Anyway, darlings, it was back to the movies for the new Lord of the Rings—the most spook-tacular epic ever made; don’t miss the flaming-vagina climax, not to mention the burning looks between Frodo and Sam—where I sat near Daniel Tay, Will Ferrell‘s kid brother in Elf and a real hoot. As I listened in, Tay and his friend were giggling and talking about Ritalin! When an announcement was made asking people to turn off cell phones and cameras, Tay smirked and said, “I’m confused. No hablo inglés. No comprendo.” And when the flick was over, he moaned, “Oh my God! Three hours and 20 minutes. Oh my God!” Maybe they can use that in the ads.
Don’t use this, but a source swears Cameron Diaz will be surfing in Chile for a cable reality show. Meanwhile, I’ve been Web surfing and found that if you Google “miserable failure” and hit “I’m Feeling Lucky,” you get the official White House bio of President George W. Bush! Yay—I needed to laugh again.

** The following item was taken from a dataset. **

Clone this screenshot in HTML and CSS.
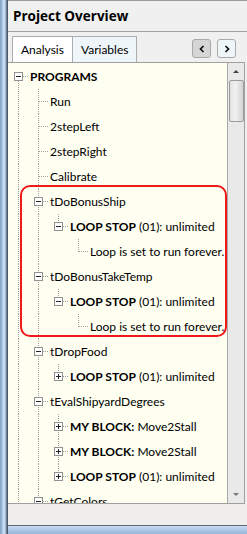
FILE: index.html
```html
<!DOCTYPE html>
<html lang="en">
<head>
    <meta charset="UTF-8">
    <title>Project Overview</title>
    <link rel="stylesheet" href="styles.css">
</head>
<body>
    <div class="window">
        <div class="frame-left"></div>
        <div class="panel">
            <h1 class="title">Project Overview</h1>

            <div class="tabbar">
                <div class="tabs">
                    <div class="tab active">Analysis</div>
                    <div class="tab">Variables</div>
                </div>
                <div class="nav">
                    <button class="nav-btn pressed">
                        <svg width="8" height="8" viewBox="0 0 8 8"><polyline points="5.5,1 2.5,4 5.5,7" fill="none" stroke="#111" stroke-width="1.7"/></svg>
                    </button>
                    <button class="nav-btn">
                        <svg width="8" height="8" viewBox="0 0 8 8"><polyline points="2.5,1 5.5,4 2.5,7" fill="none" stroke="#111" stroke-width="1.7"/></svg>
                    </button>
                </div>
            </div>

            <div class="tree-wrap">
                <div class="tree">
                    <div class="row">
                        <span class="cell v bot h"><i class="box minus"></i></span>
                        <span class="label"><b>PROGRAMS</b></span>
                    </div>
                    <div class="row">
                        <span class="cell v"></span><span class="cell v h"></span>
                        <span class="label">Run</span>
                    </div>
                    <div class="row">
                        <span class="cell v"></span><span class="cell v h"></span>
                        <span class="label">2stepLeft</span>
                    </div>
                    <div class="row">
                        <span class="cell v"></span><span class="cell v h"></span>
                        <span class="label">2stepRight</span>
                    </div>
                    <div class="row">
                        <span class="cell v"></span><span class="cell v h"></span>
                        <span class="label">Calibrate</span>
                    </div>

                    <div class="row">
                        <span class="cell v"></span><span class="cell v h"><i class="box minus"></i></span>
                        <span class="label">tDoBonusShip</span>
                    </div>
                    <div class="row">
                        <span class="cell v"></span><span class="cell v"></span><span class="cell v top h"><i class="box minus"></i></span>
                        <span class="label"><b>LOOP STOP</b> (01): unlimited</span>
                    </div>
                    <div class="row">
                        <span class="cell v"></span><span class="cell v"></span><span class="cell"></span><span class="cell v top h"></span>
                        <span class="label">Loop is set to run forever.</span>
                    </div>

                    <div class="row">
                        <span class="cell v"></span><span class="cell v h"><i class="box minus"></i></span>
                        <span class="label">tDoBonusTakeTemp</span>
                    </div>
                    <div class="row">
                        <span class="cell v"></span><span class="cell v"></span><span class="cell v top h"><i class="box minus"></i></span>
                        <span class="label"><b>LOOP STOP</b> (01): unlimited</span>
                    </div>
                    <div class="row">
                        <span class="cell v"></span><span class="cell v"></span><span class="cell"></span><span class="cell v top h"></span>
                        <span class="label">Loop is set to run forever.</span>
                    </div>

                    <div class="row">
                        <span class="cell v"></span><span class="cell v h"><i class="box minus"></i></span>
                        <span class="label">tDropFood</span>
                    </div>
                    <div class="row">
                        <span class="cell v"></span><span class="cell v"></span><span class="cell v top h"><i class="box plus"></i></span>
                        <span class="label"><b>LOOP STOP</b> (01): unlimited</span>
                    </div>

                    <div class="row">
                        <span class="cell v"></span><span class="cell v h"><i class="box minus"></i></span>
                        <span class="label">tEvalShipyardDegrees</span>
                    </div>
                    <div class="row">
                        <span class="cell v"></span><span class="cell v"></span><span class="cell v h"><i class="box plus"></i></span>
                        <span class="label"><b>MY BLOCK:</b> Move2Stall</span>
                    </div>
                    <div class="row">
                        <span class="cell v"></span><span class="cell v"></span><span class="cell v h"><i class="box plus"></i></span>
                        <span class="label"><b>MY BLOCK:</b> Move2Stall</span>
                    </div>
                    <div class="row">
                        <span class="cell v"></span><span class="cell v"></span><span class="cell v top h"><i class="box plus"></i></span>
                        <span class="label"><b>LOOP STOP</b> (01): unlimited</span>
                    </div>

                    <div class="row">
                        <span class="cell v"></span><span class="cell v h"><i class="box minus"></i></span>
                        <span class="label">tGetColors</span>
                    </div>

                    <div class="highlight"></div>
                </div>
                <div class="scrollbar">
                    <div class="arrow up"></div>
                    <div class="track"><div class="thumb"></div></div>
                    <div class="arrow down"></div>
                </div>
            </div>

            <div class="status"></div>
        </div>
        <div class="frame-bottom"></div>
    </div>
</body>
</html>
```

FILE: styles.css
```css
* {
    box-sizing: border-box;
}
body {
    margin: 0;
    width: 247px;
    height: 534px;
    overflow: hidden;
    font-family: Lato, "Open Sans", sans-serif;
    font-size: 12px;
    color: #000;
}
.window {
    display: grid;
    grid-template-columns: 8px 1fr;
    grid-template-rows: 1fr 9px;
    height: 534px;
}
.frame-left {
    grid-row: 1 / 3;
    background: linear-gradient(to right, #7f9fc4 0, #9dbbdc 2px, #c6daef 3px, #c6daef 5px, #8aa2c0 6px, #4d5868 7px);
}
.frame-bottom {
    border-top: 1px solid #5c6674;
    background: linear-gradient(to bottom, #c9dcf1, #a8c4e3 60%, #9ab8da);
}
.panel {
    display: flex;
    flex-direction: column;
    background: #f0f0f0;
    border-top: 1px solid #9a9a9a;
    min-height: 0;
}
.title {
    margin: 0;
    height: 31px;
    padding: 7px 0 0 5px;
    font-family: "Open Sans", sans-serif;
    font-size: 13.5px;
    font-weight: bold;
    line-height: 17px;
    border-bottom: 1px solid #a0a0a0;
}
.tabbar {
    height: 30px;
    display: flex;
    justify-content: space-between;
    align-items: flex-end;
    padding: 0 11px 0 4px;
}
.tabs {
    display: flex;
}
.tab {
    height: 26px;
    padding: 5px 8px 0 8px;
    border: 1px solid #acacac;
    border-bottom: none;
    background: #eef6f9;
}
.tab + .tab {
    border-left: none;
}
.tab.active {
    background: #fff;
}
.nav {
    display: flex;
    gap: 6px;
    align-self: center;
    margin-top: 3px;
}
.nav-btn {
    width: 19px;
    height: 19px;
    padding: 0;
    border: 1px solid #a9a9a9;
    border-radius: 3px;
    background: #eef6f9;
    display: flex;
    align-items: center;
    justify-content: center;
}
.nav-btn.pressed {
    background: #d6d6d6;
}
.tree-wrap {
    display: flex;
    height: 442px;
    border-top: 1px solid #a0a0a0;
    border-bottom: 1px solid #a0a0a0;
    margin-right: 2px;
}
.tree {
    position: relative;
    flex: 1;
    overflow: hidden;
    padding-top: 1px;
    background: #fefef1;
    border-right: 1px solid #a8a8a8;
}
.row {
    display: flex;
    align-items: center;
    height: 25px;
    white-space: nowrap;
}
.cell {
    position: relative;
    flex: none;
    width: 20px;
    height: 25px;
    display: flex;
    align-items: center;
}
.cell.v::before {
    content: "";
    position: absolute;
    left: 10px;
    top: 0;
    bottom: 0;
    width: 1px;
    background: repeating-linear-gradient(to bottom, #a0a0a0 0 1px, transparent 1px 2px);
}
.cell.v.top::before {
    bottom: 12px;
}
.cell.v.bot::before {
    top: 13px;
}
.cell.h::after {
    content: "";
    position: absolute;
    left: 11px;
    right: 0;
    top: 12px;
    height: 1px;
    background: repeating-linear-gradient(to right, #a0a0a0 0 1px, transparent 1px 2px);
}
.box {
    position: relative;
    z-index: 1;
    width: 9px;
    height: 9px;
    margin-left: 6px;
    border: 1px solid #919191;
    background: #fff;
}
.box::before {
    content: "";
    position: absolute;
    left: 1px;
    top: 3px;
    width: 5px;
    height: 1px;
    background: #222;
}
.box.plus::after {
    content: "";
    position: absolute;
    left: 3px;
    top: 1px;
    width: 1px;
    height: 5px;
    background: #222;
}
.label {
    padding-left: 2px;
}
.highlight {
    position: absolute;
    left: 12px;
    top: 122px;
    width: 207px;
    height: 152px;
    border: 2px solid #f01818;
    border-radius: 10px;
}
.scrollbar {
    width: 17px;
    flex: none;
    display: flex;
    flex-direction: column;
    background: #e9e9e9;
    border-right: 1px solid #a0a0a0;
}
.arrow {
    height: 17px;
    display: flex;
    align-items: center;
    justify-content: center;
}
.arrow::before {
    content: "";
    border-left: 3px solid transparent;
    border-right: 3px solid transparent;
}
.arrow.up::before {
    border-bottom: 3px solid #444;
}
.arrow.down::before {
    border-top: 3px solid #777;
}
.track {
    flex: 1;
}
.thumb {
    height: 42px;
    margin: 0 0 0 1px;
    border: 1px solid #9c9c9c;
    border-radius: 2px;
    background: linear-gradient(to right, #e2e2e2, #f2f2f2 40%, #d4d4d4);
}
.status {
    flex: 1;
    background: #efeeed;
}
```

SPECIAL TO THE WEB: Remember the gay channel that MTV and Showtime were going to collaborate on, the one that’s been more on-again, off-again than “Bennifer”? Well, thanks to all that Queer Eye hoopla, it’s on again—for sure. Sources swear the channel’s been green-lighted and its launch will probably coincide with next June’s Gay Pride celebrations. I hear only MTV is involved now, not Showtime, and it’ll be advertiser-supported, not the special-order pay channel that was originally planned. Whatever—just show me to my dressing room already.